# Hooray- new chickens are laying



## Ed Mashburn (Aug 30, 2016)

Good evening to all- We started and raised a couple of dozen pullets- and as it turns out- two very lucky young roosters- this spring. The birds grew and prospered, and just yesterday I found the first evidence of their maturity.  I got three beautiful eggs and so far today, I've found one.  Come spring, we'll be getting a couple of dozen eggs a day most days.
I do love home-raised eggs so much better than store-bought eggs. They look better, and they certainly do taste better.
So, yes, I'm happy today.
good day to all- Ed


----------



## Gemma (Aug 30, 2016)

So glad they are finally starting to lay for you.  Yes, fresh eggs are so much better than store bought.  Are a bugger to peel though when boiled.


----------



## Carla (Aug 30, 2016)

They'll make delicious omelets!


----------



## Goldfynche (Aug 30, 2016)

Eggcellent! (AW C'mon!
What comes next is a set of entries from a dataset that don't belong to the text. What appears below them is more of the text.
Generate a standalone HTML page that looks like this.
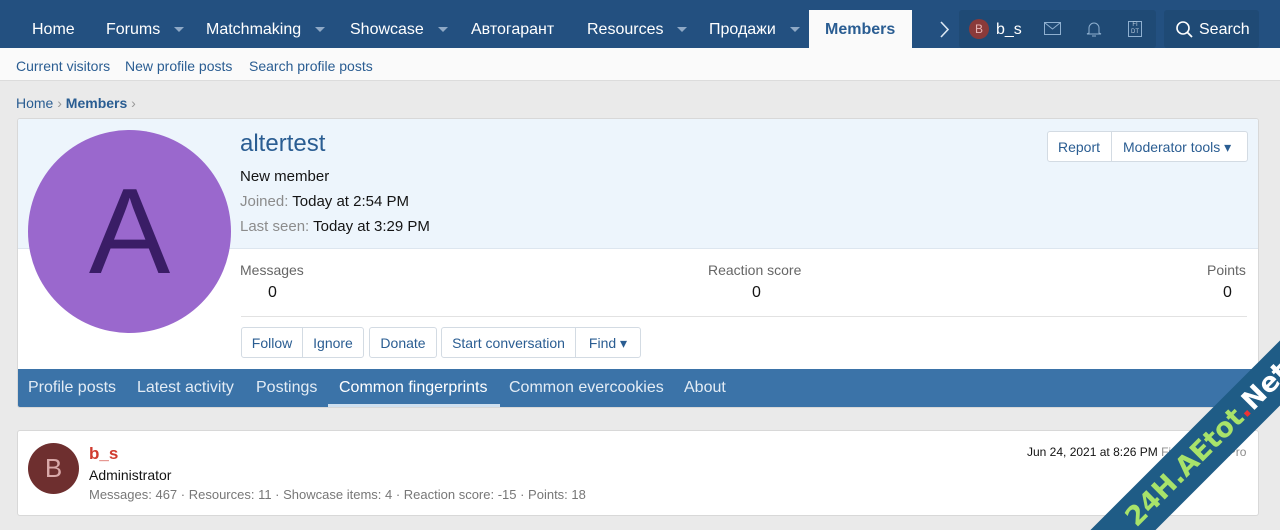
<!DOCTYPE html>
<html><head><style>
*{box-sizing:border-box;margin:0;padding:0}
html,body{width:1280px;height:530px;overflow:hidden}
body{background:#eaeaea;font-family:"Liberation Sans",sans-serif;position:relative;color:#141414}
.hdr{position:absolute;left:0;top:0;width:1280px;height:48px;background:#235080}
.n{position:absolute;top:21px;color:#fff;font-size:16px;white-space:nowrap}
.car{display:inline-block;margin-left:14px;width:0;height:0;border-left:5px solid transparent;border-right:5px solid transparent;border-top:5px solid #8fa9c6;vertical-align:middle}
.act{position:absolute;left:809px;top:10px;width:103px;height:38px;background:#fafafa;color:#2a5d92;font-weight:bold;font-size:16px;padding:11px 0 0 16px}
.grp{position:absolute;top:10px;height:38px;background:#1f4a75;border-radius:3px}
.sub{position:absolute;left:0;top:48px;width:1280px;height:33px;background:#fafafa;border-bottom:1px solid #dcdcdc}
.sub span{position:absolute;top:10px;font-size:14px;color:#2a5d92}
.bc{position:absolute;top:95px;font-size:14px;color:#2a5d92}
.card{position:absolute;left:17px;top:118px;width:1242px;height:290px;background:#fff;border:1px solid #d8d8d8;border-radius:3px;overflow:hidden}
.top{position:absolute;left:0;top:0;width:1242px;height:130px;background:#edf5fc;border-bottom:1px solid #dde6ef}
.av{position:absolute;left:10px;top:11px;width:203px;height:203px;border-radius:50%;background:#9a68cd;color:#3a1d66;font-size:122px;text-align:center;line-height:203px}
.btn{position:absolute;top:208px;height:31px;border:1px solid #d3dbe3;background:#fff;color:#2a5d92;font-size:14px;padding:7px 0;text-align:center;border-radius:3px;white-space:nowrap}
.tabs{position:absolute;left:0;top:250px;width:1242px;height:39px;background:#3b73a8}
.tabs span{position:absolute;top:10px;color:#e3ecf5;font-size:16px;white-space:nowrap}
.c2{position:absolute;left:17px;top:430px;width:1242px;height:86px;background:#fff;border:1px solid #d8d8d8;border-radius:3px}
.g{color:#8c8c8c}
.wm{position:absolute;left:1000px;top:330px;width:280px;height:200px;overflow:hidden}
</style></head><body>
<div class="hdr">
<span class="n" style="left:32px">Home</span>
<span class="n" style="left:106px">Forums<i class="car"></i></span>
<span class="n" style="left:206px">Matchmaking<i class="car"></i></span>
<span class="n" style="left:350px">Showcase<i class="car"></i></span>
<span class="n" style="left:471px">Автогарант</span>
<span class="n" style="left:587px">Resources<i class="car"></i></span>
<span class="n" style="left:709px">Продажи<i class="car"></i></span>
<div class="act">Members</div>
<svg style="position:absolute;left:940px;top:21px" width="10" height="17"><path d="M1 1l7 7.5L1 16" fill="none" stroke="#dbe7f3" stroke-width="1.6"/></svg>
<div class="grp" style="left:959px;width:197px"></div>
<div style="position:absolute;left:969px;top:19px;width:20px;height:20px;border-radius:50%;background:#8a3a3a;color:#e8b4b4;font-size:12px;text-align:center;line-height:20px">B</div>
<span class="n" style="left:996px">b_s</span>
<svg style="position:absolute;left:1044px;top:22px" width="17" height="13"><rect x=".5" y=".5" width="16" height="12" fill="none" stroke="#8fb0d0"/><path d="M1 1l7.5 6L16 1" fill="none" stroke="#8fb0d0"/></svg>
<svg style="position:absolute;left:1086px;top:20px" width="16" height="18"><path d="M3 13V8a5 5 0 0110 0v5l2 1H1z M6 16h4" fill="none" stroke="#8fb0d0"/></svg>
<div style="position:absolute;left:1128px;top:21px;width:14px;height:16px;border:1px solid #8fb0d0;color:#bcd;font-size:6px;line-height:7px;text-align:center">FI<br>DT</div>
<div class="grp" style="left:1164px;width:95px"></div>
<svg style="position:absolute;left:1176px;top:21px" width="17" height="17"><circle cx="7" cy="7" r="6" fill="none" stroke="#fff" stroke-width="1.6"/><path d="M11.5 11.5L16 16" stroke="#fff" stroke-width="1.8"/></svg>
<span class="n" style="left:1199px">Search</span>
</div>
<div class="sub">
<span style="left:16px">Current visitors</span><span style="left:125px">New profile posts</span><span style="left:249px">Search profile posts</span>
</div>
<span class="bc" style="left:16px">Home <span style="color:#999">›</span> <b>Members</b> <span style="color:#999">›</span></span>
<div class="card">
<div class="top"></div>
<div class="av">A</div>
<div style="position:absolute;left:222px;top:11px;font-size:24px;color:#2a5d92">altertest</div>
<div style="position:absolute;left:222px;top:49px;font-size:15px">New member</div>
<div style="position:absolute;left:222px;top:74px;font-size:15px"><span class="g">Joined:</span> Today at 2:54 PM</div>
<div style="position:absolute;left:222px;top:99px;font-size:15px"><span class="g">Last seen:</span> Today at 3:29 PM</div>
<div style="position:absolute;left:1029px;top:12px;height:31px;width:201px;border:1px solid #d3dbe3;background:#fff;border-radius:3px;font-size:14px;color:#2a5d92;white-space:nowrap">
<span style="position:absolute;left:10px;top:7px">Report</span><span style="position:absolute;left:63px;top:0;height:29px;border-left:1px solid #d3dbe3"></span><span style="position:absolute;left:75px;top:7px">Moderator tools ▾</span></div>
<div style="position:absolute;left:222px;top:143px;font-size:14px;color:#666">Messages</div>
<div style="position:absolute;left:250px;top:165px;font-size:16px">0</div>
<div style="position:absolute;left:690px;top:143px;font-size:14px;color:#666">Reaction score</div>
<div style="position:absolute;left:734px;top:165px;font-size:16px">0</div>
<div style="position:absolute;left:1189px;top:143px;font-size:14px;color:#666">Points</div>
<div style="position:absolute;left:1205px;top:165px;font-size:16px">0</div>
<div style="position:absolute;left:223px;top:197px;width:1006px;border-top:1px solid #e2e2e2"></div>
<div class="btn" style="left:223px;width:62px;border-radius:3px 0 0 3px">Follow</div>
<div class="btn" style="left:284px;width:62px;border-radius:0 3px 3px 0">Ignore</div>
<div class="btn" style="left:351px;width:68px">Donate</div>
<div class="btn" style="left:423px;width:135px;border-radius:3px 0 0 3px">Start conversation</div>
<div class="btn" style="left:557px;width:66px;border-radius:0 3px 3px 0">Find ▾</div>
<div class="tabs">
<span style="left:10px">Profile posts</span><span style="left:119px">Latest activity</span><span style="left:238px">Postings</span>
<span style="left:321px;color:#fff">Common fingerprints</span>
<div style="position:absolute;left:310px;top:35px;width:172px;height:4px;background:#cfe0f0"></div>
<span style="left:491px">Common evercookies</span><span style="left:666px">About</span>
</div>
</div>
<div class="c2">
<div style="position:absolute;left:10px;top:12px;width:51px;height:51px;border-radius:50%;background:#6e2f2f;color:#d9a9a9;font-size:26px;text-align:center;line-height:51px">B</div>
<div style="position:absolute;left:71px;top:13px;font-size:17px;font-weight:bold;color:#d03b2f">b_s</div>
<div style="position:absolute;left:71px;top:36px;font-size:14px">Administrator</div>
<div style="position:absolute;left:71px;top:56px;font-size:13px;color:#777">Messages: 467 · Resources: 11 · Showcase items: 4 · Reaction score: -15 · Points: 18</div>
<div style="position:absolute;left:1009px;top:14px;font-size:12px;white-space:nowrap">Jun 24, 2021 at 8:26 PM <span class="g">Fingerprints Pro</span></div>
</div>
<div class="wm"><div style="position:absolute;left:38px;top:92px;width:340px;height:46px;background:#1f5c86;transform:rotate(-45deg);color:#a8e36a;font-weight:bold;font-size:27px;text-align:center;line-height:46px;font-family:'DejaVu Sans',sans-serif;white-space:nowrap">24H.AEtot<span style="color:#e33">.</span><span style="color:#fff">Net</span></div></div>
</body></html>
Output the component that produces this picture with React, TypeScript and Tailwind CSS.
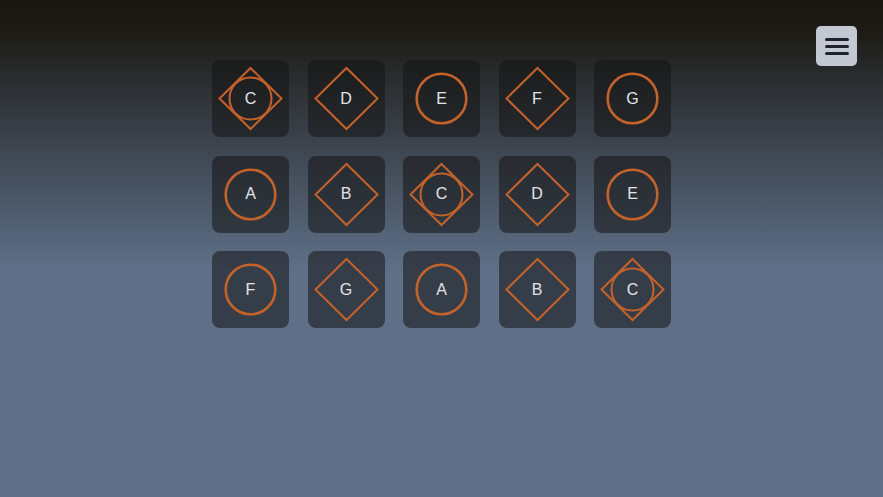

Someone had to say it!)


----------



## SeaBreeze (Aug 30, 2016)

Congrats Ed, that's great!  When I was a kid we rented a tiny bungalow out in the country for some summers, and we would walk to the 'duck farm' owned by two sisters who lived there and raised ducks, chickens and had some horses there too.  We loved the fresh eggs from there, and it was a thrill for me to visit with their animals.


----------



## SeaBreeze (Aug 30, 2016)

Goldfynche said:


> Eggcellent! (AW C'mon! Someone had to say it!)



:clap:


----------



## Ruth n Jersey (Aug 30, 2016)

Yes, I love fresh eggs also. My son brings them to me from someone he knows who raises chickens for fun. . They raise several different breeds and the color of the eggs are all different. From white,light tan, to a dark brown and some spotted. I can tell the difference in taste and prefer one over the other. They have names for all their chickens so now I ask for Bertha's eggs over the others, if possible. she usually obliges me. A very nice hen indeed.


----------